-- START Dataset rows --

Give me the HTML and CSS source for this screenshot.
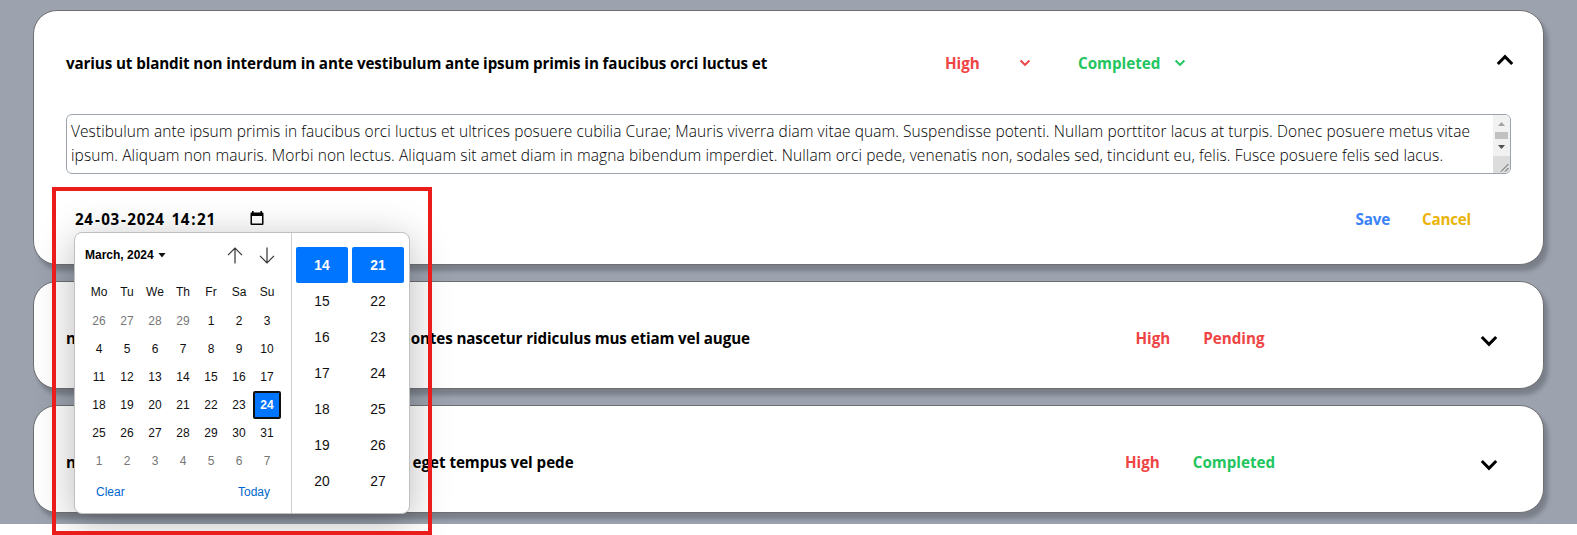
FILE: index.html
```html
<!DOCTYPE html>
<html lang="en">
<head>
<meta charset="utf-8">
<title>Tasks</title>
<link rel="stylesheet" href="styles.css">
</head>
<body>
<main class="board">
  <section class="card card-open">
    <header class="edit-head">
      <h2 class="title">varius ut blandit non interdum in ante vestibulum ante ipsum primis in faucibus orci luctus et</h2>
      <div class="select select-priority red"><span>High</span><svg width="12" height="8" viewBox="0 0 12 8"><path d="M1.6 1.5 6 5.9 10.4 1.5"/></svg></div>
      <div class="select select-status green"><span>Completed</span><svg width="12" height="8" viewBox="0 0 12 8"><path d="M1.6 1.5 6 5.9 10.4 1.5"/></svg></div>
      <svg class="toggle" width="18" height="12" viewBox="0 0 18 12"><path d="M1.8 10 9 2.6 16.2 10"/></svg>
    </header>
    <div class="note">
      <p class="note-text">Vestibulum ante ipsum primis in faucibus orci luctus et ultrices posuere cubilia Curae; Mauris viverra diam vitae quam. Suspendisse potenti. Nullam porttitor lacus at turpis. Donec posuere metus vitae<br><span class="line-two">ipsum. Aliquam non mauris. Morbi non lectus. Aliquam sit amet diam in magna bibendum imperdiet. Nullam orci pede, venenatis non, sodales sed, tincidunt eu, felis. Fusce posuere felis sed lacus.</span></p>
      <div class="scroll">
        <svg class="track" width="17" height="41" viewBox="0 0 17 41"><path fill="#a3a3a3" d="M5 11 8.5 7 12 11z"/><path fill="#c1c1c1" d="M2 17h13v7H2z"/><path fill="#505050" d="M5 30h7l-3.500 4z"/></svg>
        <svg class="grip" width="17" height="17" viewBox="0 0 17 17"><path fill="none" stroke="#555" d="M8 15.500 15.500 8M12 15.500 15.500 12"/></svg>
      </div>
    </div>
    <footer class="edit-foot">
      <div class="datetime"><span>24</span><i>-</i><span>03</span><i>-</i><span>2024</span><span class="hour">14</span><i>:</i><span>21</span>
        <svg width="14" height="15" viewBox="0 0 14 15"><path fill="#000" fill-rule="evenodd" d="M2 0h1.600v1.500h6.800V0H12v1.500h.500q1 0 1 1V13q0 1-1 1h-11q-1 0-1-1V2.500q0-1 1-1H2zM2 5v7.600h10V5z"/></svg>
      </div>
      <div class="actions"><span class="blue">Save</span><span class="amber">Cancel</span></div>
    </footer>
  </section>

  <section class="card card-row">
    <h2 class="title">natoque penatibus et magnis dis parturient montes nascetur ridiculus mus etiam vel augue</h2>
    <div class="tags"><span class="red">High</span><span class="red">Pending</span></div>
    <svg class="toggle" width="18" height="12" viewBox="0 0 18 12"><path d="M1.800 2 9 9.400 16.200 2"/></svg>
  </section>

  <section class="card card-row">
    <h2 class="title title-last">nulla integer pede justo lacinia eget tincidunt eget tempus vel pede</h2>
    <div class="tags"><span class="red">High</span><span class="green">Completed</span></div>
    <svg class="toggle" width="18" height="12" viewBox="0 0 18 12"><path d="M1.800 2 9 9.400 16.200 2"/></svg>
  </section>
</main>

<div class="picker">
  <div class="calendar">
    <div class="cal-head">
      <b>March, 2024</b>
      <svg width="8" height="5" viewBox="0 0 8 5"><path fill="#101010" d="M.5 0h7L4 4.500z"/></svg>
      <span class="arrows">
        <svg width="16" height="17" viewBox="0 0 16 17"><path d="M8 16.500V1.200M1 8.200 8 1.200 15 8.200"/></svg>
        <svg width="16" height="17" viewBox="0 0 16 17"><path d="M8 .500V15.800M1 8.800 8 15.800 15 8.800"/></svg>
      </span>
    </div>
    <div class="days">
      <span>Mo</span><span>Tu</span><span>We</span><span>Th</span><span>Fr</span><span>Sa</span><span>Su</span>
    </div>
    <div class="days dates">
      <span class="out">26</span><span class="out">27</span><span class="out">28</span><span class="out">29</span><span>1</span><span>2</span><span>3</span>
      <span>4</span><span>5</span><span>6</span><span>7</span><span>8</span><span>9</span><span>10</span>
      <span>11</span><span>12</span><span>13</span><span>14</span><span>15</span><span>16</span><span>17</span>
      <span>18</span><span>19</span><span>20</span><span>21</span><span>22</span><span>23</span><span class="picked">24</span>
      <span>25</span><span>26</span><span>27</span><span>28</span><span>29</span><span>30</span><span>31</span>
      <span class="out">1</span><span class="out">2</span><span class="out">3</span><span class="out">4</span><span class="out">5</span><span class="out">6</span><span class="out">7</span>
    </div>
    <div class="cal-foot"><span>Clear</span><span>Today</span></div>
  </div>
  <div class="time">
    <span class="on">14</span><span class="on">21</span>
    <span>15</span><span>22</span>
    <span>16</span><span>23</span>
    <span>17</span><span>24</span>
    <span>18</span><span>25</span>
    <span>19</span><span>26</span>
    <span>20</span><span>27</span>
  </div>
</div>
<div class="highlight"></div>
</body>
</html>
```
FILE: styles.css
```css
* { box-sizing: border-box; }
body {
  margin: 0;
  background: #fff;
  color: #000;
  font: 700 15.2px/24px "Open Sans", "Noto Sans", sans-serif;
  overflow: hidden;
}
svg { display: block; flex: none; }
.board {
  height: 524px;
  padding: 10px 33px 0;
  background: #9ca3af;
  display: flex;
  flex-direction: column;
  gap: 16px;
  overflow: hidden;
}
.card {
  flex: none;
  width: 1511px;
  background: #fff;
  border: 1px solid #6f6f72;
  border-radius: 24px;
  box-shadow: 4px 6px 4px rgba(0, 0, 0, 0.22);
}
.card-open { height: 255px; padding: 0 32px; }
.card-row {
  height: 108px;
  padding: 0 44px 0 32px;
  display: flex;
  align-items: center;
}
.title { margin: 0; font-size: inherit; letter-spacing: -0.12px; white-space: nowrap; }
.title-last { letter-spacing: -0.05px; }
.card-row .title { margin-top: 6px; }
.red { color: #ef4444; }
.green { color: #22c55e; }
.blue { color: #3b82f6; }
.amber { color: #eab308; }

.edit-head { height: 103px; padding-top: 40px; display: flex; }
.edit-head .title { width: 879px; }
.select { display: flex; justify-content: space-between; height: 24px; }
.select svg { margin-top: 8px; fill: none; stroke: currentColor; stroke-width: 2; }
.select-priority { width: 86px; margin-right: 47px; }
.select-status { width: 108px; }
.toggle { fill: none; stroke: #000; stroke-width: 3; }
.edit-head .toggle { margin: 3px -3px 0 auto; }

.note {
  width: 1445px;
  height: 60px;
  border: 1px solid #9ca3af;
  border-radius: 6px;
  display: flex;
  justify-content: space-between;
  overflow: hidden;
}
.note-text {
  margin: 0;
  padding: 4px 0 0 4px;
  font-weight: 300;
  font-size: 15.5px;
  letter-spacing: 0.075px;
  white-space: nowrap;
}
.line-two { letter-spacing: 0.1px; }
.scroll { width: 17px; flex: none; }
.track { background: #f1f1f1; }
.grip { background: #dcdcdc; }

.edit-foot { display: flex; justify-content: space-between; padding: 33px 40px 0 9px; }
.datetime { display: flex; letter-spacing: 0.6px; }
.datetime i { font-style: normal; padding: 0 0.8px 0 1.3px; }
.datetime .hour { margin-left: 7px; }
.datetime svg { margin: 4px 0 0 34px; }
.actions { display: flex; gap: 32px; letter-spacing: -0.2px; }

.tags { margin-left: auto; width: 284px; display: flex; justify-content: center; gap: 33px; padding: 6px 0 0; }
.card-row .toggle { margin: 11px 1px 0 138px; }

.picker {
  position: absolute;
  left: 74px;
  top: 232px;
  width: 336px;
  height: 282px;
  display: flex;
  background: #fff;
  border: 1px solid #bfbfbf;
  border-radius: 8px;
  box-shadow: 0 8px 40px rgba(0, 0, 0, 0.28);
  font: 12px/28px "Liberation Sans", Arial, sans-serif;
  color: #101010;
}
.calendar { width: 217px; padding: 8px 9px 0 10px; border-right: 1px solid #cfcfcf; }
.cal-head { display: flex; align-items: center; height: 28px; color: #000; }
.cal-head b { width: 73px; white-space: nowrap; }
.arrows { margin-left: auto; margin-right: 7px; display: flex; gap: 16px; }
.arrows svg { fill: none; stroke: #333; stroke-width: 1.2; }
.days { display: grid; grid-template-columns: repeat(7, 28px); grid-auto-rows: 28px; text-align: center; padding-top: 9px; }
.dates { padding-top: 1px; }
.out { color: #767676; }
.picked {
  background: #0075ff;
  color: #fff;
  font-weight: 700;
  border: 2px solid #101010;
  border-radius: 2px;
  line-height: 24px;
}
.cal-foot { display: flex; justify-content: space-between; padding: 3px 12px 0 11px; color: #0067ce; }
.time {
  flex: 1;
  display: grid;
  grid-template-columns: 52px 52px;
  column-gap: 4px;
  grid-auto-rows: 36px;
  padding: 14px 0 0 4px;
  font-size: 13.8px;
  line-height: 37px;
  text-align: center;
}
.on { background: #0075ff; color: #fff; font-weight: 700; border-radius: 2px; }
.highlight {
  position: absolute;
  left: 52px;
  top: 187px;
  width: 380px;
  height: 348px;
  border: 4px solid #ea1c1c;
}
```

-- END Dataset rows --
-- START Dataset rows --

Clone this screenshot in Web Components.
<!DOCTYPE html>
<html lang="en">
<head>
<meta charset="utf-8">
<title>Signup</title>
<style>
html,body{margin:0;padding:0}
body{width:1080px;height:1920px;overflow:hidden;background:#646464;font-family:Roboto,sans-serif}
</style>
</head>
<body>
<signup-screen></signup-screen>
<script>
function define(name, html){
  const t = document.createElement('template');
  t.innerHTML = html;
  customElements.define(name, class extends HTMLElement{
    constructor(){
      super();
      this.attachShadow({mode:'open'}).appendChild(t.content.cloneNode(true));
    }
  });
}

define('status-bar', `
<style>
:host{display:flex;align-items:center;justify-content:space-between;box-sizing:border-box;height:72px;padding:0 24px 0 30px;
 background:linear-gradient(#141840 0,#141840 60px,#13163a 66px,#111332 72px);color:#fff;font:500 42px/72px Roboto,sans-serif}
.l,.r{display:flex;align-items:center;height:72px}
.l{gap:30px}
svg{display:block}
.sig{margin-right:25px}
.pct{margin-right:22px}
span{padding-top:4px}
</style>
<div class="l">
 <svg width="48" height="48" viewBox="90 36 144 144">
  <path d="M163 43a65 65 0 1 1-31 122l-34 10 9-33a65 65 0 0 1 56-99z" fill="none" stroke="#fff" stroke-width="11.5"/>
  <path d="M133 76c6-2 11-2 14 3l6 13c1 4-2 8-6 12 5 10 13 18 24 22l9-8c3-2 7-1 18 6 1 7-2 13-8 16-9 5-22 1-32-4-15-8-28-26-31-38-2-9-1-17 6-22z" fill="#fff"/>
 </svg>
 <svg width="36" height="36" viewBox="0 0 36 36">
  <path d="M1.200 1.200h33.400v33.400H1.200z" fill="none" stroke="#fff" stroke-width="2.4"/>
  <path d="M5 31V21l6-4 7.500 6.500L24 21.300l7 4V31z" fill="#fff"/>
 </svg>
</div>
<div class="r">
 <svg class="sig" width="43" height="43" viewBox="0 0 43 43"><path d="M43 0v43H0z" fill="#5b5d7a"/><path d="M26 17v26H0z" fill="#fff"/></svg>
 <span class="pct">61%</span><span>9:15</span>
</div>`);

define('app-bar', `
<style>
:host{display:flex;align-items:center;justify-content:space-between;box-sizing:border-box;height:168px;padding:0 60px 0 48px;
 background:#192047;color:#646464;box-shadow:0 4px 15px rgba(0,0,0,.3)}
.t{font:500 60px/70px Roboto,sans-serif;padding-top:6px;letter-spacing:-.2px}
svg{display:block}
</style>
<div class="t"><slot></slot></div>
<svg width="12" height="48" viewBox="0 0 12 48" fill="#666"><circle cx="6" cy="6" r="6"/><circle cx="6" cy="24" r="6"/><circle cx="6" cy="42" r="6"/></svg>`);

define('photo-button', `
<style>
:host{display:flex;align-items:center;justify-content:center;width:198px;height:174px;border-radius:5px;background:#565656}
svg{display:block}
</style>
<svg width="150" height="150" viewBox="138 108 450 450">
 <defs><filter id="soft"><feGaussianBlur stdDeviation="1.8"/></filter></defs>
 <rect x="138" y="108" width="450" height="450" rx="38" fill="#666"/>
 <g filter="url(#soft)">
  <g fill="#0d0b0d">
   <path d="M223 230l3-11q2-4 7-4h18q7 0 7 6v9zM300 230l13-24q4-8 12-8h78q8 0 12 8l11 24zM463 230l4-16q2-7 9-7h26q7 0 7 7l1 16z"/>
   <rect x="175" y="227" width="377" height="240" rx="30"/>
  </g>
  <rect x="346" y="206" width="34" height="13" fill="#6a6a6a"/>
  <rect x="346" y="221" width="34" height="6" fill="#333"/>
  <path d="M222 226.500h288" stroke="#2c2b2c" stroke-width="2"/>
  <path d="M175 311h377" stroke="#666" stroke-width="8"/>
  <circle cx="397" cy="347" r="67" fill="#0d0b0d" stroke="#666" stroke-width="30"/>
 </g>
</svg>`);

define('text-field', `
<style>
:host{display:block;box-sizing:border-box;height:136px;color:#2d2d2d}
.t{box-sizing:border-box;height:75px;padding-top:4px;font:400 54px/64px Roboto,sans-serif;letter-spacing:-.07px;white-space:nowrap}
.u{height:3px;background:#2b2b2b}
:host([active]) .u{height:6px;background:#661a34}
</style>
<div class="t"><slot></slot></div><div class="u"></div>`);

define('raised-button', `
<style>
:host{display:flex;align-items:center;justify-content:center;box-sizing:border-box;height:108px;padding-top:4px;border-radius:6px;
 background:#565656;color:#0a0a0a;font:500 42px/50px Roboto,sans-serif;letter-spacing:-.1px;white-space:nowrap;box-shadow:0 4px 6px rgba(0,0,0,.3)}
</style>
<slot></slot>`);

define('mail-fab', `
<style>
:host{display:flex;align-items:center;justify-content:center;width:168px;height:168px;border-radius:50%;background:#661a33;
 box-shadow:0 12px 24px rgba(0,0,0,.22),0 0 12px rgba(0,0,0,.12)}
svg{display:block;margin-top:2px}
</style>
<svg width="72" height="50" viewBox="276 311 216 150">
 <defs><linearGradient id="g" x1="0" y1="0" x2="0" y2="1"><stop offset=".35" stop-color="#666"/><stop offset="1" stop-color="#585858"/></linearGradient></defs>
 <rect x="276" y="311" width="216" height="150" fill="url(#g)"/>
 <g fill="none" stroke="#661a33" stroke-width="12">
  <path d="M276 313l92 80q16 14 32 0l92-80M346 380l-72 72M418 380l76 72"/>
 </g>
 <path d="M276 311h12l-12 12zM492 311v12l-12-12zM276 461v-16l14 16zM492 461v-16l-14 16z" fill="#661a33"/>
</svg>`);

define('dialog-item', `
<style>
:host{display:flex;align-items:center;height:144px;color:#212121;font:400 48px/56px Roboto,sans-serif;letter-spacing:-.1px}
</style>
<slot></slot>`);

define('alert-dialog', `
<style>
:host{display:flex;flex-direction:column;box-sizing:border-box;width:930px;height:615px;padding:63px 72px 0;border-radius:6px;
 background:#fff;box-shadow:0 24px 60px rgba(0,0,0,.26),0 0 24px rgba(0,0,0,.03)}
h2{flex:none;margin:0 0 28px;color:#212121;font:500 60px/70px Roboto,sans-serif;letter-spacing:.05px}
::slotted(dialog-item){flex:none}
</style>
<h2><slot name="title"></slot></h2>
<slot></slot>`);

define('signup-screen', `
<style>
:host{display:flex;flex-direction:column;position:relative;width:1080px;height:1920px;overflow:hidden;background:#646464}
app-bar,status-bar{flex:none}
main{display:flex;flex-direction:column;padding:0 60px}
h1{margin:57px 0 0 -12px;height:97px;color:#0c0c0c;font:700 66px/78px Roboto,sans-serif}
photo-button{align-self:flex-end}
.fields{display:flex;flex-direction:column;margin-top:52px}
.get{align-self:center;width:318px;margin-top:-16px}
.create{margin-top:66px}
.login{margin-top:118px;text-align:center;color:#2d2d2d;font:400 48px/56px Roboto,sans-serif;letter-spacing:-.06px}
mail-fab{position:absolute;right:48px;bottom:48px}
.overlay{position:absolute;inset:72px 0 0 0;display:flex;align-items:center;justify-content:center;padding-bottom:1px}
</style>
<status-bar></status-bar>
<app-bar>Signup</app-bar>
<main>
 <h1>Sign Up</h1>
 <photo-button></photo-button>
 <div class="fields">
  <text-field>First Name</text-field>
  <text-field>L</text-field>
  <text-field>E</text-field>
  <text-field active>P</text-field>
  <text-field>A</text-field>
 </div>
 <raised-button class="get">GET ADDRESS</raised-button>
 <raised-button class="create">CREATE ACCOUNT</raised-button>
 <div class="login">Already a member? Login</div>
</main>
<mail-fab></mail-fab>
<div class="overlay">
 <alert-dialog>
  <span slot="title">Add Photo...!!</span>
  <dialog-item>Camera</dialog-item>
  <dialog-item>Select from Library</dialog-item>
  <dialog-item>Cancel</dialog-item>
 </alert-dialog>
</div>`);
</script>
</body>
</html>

-- END Dataset rows --

Work out how many lines above have the string "screenshot" in them, and give only the number.

| Worked solution |
2